◆ Set task: Reproduce the listing word for word, leaving every picture behind.

◆ Data provided:
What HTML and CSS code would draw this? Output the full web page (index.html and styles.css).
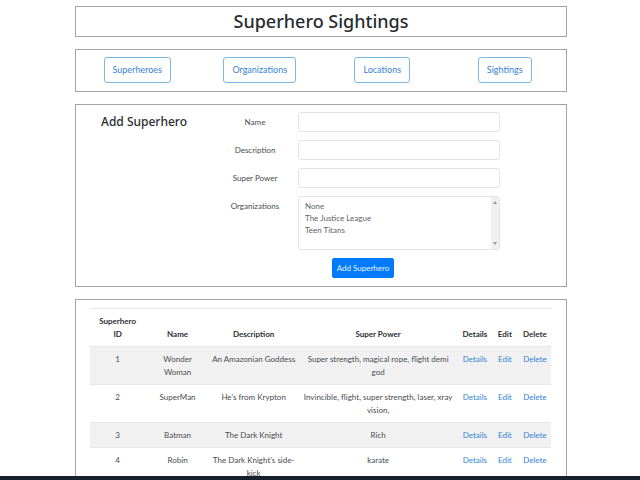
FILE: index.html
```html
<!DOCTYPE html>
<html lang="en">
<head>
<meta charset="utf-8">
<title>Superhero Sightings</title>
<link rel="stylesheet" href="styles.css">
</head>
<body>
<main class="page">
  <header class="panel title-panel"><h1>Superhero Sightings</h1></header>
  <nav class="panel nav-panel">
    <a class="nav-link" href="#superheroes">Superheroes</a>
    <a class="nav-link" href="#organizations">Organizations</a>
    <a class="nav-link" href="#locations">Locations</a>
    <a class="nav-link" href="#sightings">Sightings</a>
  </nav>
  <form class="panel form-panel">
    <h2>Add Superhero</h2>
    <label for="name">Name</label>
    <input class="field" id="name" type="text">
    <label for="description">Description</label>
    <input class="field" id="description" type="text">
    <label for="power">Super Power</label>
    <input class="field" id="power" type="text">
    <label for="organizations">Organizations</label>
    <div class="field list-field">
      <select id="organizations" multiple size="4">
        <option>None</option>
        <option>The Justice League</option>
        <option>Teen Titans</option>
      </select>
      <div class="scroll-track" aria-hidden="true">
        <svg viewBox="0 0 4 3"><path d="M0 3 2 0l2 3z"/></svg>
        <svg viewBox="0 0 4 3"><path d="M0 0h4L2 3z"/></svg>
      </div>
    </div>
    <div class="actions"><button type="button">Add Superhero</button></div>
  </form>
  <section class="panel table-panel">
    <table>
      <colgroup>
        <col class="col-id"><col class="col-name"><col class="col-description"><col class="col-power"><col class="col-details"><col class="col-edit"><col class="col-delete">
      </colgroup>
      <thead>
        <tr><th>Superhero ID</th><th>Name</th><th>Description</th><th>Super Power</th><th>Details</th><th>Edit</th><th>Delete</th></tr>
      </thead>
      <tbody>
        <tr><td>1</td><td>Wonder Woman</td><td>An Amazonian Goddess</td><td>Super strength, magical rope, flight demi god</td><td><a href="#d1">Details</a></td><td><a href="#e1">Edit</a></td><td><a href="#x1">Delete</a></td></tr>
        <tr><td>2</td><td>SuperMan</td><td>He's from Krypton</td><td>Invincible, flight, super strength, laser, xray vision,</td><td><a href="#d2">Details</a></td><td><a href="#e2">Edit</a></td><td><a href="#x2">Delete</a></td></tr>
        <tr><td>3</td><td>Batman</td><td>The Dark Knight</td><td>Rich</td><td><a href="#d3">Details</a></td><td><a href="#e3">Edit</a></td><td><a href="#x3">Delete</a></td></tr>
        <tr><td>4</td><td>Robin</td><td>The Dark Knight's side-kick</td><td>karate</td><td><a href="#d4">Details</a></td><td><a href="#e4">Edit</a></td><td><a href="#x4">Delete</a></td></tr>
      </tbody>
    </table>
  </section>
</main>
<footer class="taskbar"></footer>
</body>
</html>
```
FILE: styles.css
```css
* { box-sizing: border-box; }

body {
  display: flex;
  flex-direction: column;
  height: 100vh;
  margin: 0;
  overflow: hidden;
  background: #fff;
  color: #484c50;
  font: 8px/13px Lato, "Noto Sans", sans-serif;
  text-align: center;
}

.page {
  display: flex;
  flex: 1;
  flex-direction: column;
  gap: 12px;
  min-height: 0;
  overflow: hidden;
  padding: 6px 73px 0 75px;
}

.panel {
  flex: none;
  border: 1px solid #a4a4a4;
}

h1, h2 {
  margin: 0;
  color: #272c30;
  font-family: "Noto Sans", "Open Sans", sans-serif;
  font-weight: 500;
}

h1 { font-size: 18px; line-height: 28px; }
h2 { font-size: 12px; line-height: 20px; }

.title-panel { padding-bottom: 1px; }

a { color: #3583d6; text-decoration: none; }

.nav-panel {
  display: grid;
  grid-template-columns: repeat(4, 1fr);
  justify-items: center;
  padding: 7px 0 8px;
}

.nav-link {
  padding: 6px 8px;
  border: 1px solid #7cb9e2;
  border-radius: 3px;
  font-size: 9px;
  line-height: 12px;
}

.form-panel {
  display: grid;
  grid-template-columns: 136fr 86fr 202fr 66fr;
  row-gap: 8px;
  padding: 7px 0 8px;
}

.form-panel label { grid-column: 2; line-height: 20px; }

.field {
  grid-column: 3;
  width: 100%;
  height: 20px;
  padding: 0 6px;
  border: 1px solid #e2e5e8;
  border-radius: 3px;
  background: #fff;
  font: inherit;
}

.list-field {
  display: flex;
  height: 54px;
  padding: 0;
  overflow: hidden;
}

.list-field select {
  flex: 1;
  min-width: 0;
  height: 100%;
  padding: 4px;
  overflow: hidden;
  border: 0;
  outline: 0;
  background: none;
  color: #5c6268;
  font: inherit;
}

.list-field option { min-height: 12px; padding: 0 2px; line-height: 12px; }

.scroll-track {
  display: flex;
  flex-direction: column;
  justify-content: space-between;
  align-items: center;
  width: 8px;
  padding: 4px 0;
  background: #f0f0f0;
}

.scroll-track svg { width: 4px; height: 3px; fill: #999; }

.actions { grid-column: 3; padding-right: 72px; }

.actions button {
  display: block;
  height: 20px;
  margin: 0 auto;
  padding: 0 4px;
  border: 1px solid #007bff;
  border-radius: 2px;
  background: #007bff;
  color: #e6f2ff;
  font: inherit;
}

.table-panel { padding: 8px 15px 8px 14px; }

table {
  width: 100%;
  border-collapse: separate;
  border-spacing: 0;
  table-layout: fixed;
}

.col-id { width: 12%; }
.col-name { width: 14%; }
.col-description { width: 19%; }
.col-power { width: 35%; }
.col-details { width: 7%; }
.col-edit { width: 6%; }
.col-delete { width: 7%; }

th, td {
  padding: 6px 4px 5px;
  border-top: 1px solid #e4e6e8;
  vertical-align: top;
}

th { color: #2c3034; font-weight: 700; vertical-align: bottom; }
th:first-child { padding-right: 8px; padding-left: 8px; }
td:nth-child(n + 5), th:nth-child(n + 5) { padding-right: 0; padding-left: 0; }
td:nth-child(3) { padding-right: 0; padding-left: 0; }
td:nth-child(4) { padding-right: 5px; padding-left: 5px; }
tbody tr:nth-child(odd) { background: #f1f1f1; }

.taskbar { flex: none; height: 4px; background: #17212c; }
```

◆ The completed task:
What HTML and CSS code would draw this? Output the full web page (index.html and styles.css).
FILE: index.html
```html
<!DOCTYPE html>
<html lang="en">
<head>
<meta charset="utf-8">
<title>Superhero Sightings</title>
<link rel="stylesheet" href="styles.css">
</head>
<body>
<main class="page">
  <header class="panel title-panel"><h1>Superhero Sightings</h1></header>
  <nav class="panel nav-panel">
    <a class="nav-link" href="#superheroes">Superheroes</a>
    <a class="nav-link" href="#organizations">Organizations</a>
    <a class="nav-link" href="#locations">Locations</a>
    <a class="nav-link" href="#sightings">Sightings</a>
  </nav>
  <form class="panel form-panel">
    <h2>Add Superhero</h2>
    <label for="name">Name</label>
    <input class="field" id="name" type="text">
    <label for="description">Description</label>
    <input class="field" id="description" type="text">
    <label for="power">Super Power</label>
    <input class="field" id="power" type="text">
    <label for="organizations">Organizations</label>
    <div class="field list-field">
      <select id="organizations" multiple size="4">
        <option>None</option>
        <option>The Justice League</option>
        <option>Teen Titans</option>
      </select>
      <div class="scroll-track" aria-hidden="true">
        <svg viewBox="0 0 4 3"><path d="M0 3 2 0l2 3z"/></svg>
        <svg viewBox="0 0 4 3"><path d="M0 0h4L2 3z"/></svg>
      </div>
    </div>
    <div class="actions"><button type="button">Add Superhero</button></div>
  </form>
  <section class="panel table-panel">
    <table>
      <colgroup>
        <col class="col-id"><col class="col-name"><col class="col-description"><col class="col-power"><col class="col-details"><col class="col-edit"><col class="col-delete">
      </colgroup>
      <thead>
        <tr><th>Superhero ID</th><th>Name</th><th>Description</th><th>Super Power</th><th>Details</th><th>Edit</th><th>Delete</th></tr>
      </thead>
      <tbody>
        <tr><td>1</td><td>Wonder Woman</td><td>An Amazonian Goddess</td><td>Super strength, magical rope, flight demi god</td><td><a href="#d1">Details</a></td><td><a href="#e1">Edit</a></td><td><a href="#x1">Delete</a></td></tr>
        <tr><td>2</td><td>SuperMan</td><td>He's from Krypton</td><td>Invincible, flight, super strength, laser, xray vision,</td><td><a href="#d2">Details</a></td><td><a href="#e2">Edit</a></td><td><a href="#x2">Delete</a></td></tr>
        <tr><td>3</td><td>Batman</td><td>The Dark Knight</td><td>Rich</td><td><a href="#d3">Details</a></td><td><a href="#e3">Edit</a></td><td><a href="#x3">Delete</a></td></tr>
        <tr><td>4</td><td>Robin</td><td>The Dark Knight's side-kick</td><td>karate</td><td><a href="#d4">Details</a></td><td><a href="#e4">Edit</a></td><td><a href="#x4">Delete</a></td></tr>
      </tbody>
    </table>
  </section>
</main>
<footer class="taskbar"></footer>
</body>
</html>
```
FILE: styles.css
```css
* { box-sizing: border-box; }

body {
  display: flex;
  flex-direction: column;
  height: 100vh;
  margin: 0;
  overflow: hidden;
  background: #fff;
  color: #484c50;
  font: 8px/13px Lato, "Noto Sans", sans-serif;
  text-align: center;
}

.page {
  display: flex;
  flex: 1;
  flex-direction: column;
  gap: 12px;
  min-height: 0;
  overflow: hidden;
  padding: 6px 73px 0 75px;
}

.panel {
  flex: none;
  border: 1px solid #a4a4a4;
}

h1, h2 {
  margin: 0;
  color: #272c30;
  font-family: "Noto Sans", "Open Sans", sans-serif;
  font-weight: 500;
}

h1 { font-size: 18px; line-height: 28px; }
h2 { font-size: 12px; line-height: 20px; }

.title-panel { padding-bottom: 1px; }

a { color: #3583d6; text-decoration: none; }

.nav-panel {
  display: grid;
  grid-template-columns: repeat(4, 1fr);
  justify-items: center;
  padding: 7px 0 8px;
}

.nav-link {
  padding: 6px 8px;
  border: 1px solid #7cb9e2;
  border-radius: 3px;
  font-size: 9px;
  line-height: 12px;
}

.form-panel {
  display: grid;
  grid-template-columns: 136fr 86fr 202fr 66fr;
  row-gap: 8px;
  padding: 7px 0 8px;
}

.form-panel label { grid-column: 2; line-height: 20px; }

.field {
  grid-column: 3;
  width: 100%;
  height: 20px;
  padding: 0 6px;
  border: 1px solid #e2e5e8;
  border-radius: 3px;
  background: #fff;
  font: inherit;
}

.list-field {
  display: flex;
  height: 54px;
  padding: 0;
  overflow: hidden;
}

.list-field select {
  flex: 1;
  min-width: 0;
  height: 100%;
  padding: 4px;
  overflow: hidden;
  border: 0;
  outline: 0;
  background: none;
  color: #5c6268;
  font: inherit;
}

.list-field option { min-height: 12px; padding: 0 2px; line-height: 12px; }

.scroll-track {
  display: flex;
  flex-direction: column;
  justify-content: space-between;
  align-items: center;
  width: 8px;
  padding: 4px 0;
  background: #f0f0f0;
}

.scroll-track svg { width: 4px; height: 3px; fill: #999; }

.actions { grid-column: 3; padding-right: 72px; }

.actions button {
  display: block;
  height: 20px;
  margin: 0 auto;
  padding: 0 4px;
  border: 1px solid #007bff;
  border-radius: 2px;
  background: #007bff;
  color: #e6f2ff;
  font: inherit;
}

.table-panel { padding: 8px 15px 8px 14px; }

table {
  width: 100%;
  border-collapse: separate;
  border-spacing: 0;
  table-layout: fixed;
}

.col-id { width: 12%; }
.col-name { width: 14%; }
.col-description { width: 19%; }
.col-power { width: 35%; }
.col-details { width: 7%; }
.col-edit { width: 6%; }
.col-delete { width: 7%; }

th, td {
  padding: 6px 4px 5px;
  border-top: 1px solid #e4e6e8;
  vertical-align: top;
}

th { color: #2c3034; font-weight: 700; vertical-align: bottom; }
th:first-child { padding-right: 8px; padding-left: 8px; }
td:nth-child(n + 5), th:nth-child(n + 5) { padding-right: 0; padding-left: 0; }
td:nth-child(3) { padding-right: 0; padding-left: 0; }
td:nth-child(4) { padding-right: 5px; padding-left: 5px; }
tbody tr:nth-child(odd) { background: #f1f1f1; }

.taskbar { flex: none; height: 4px; background: #17212c; }
```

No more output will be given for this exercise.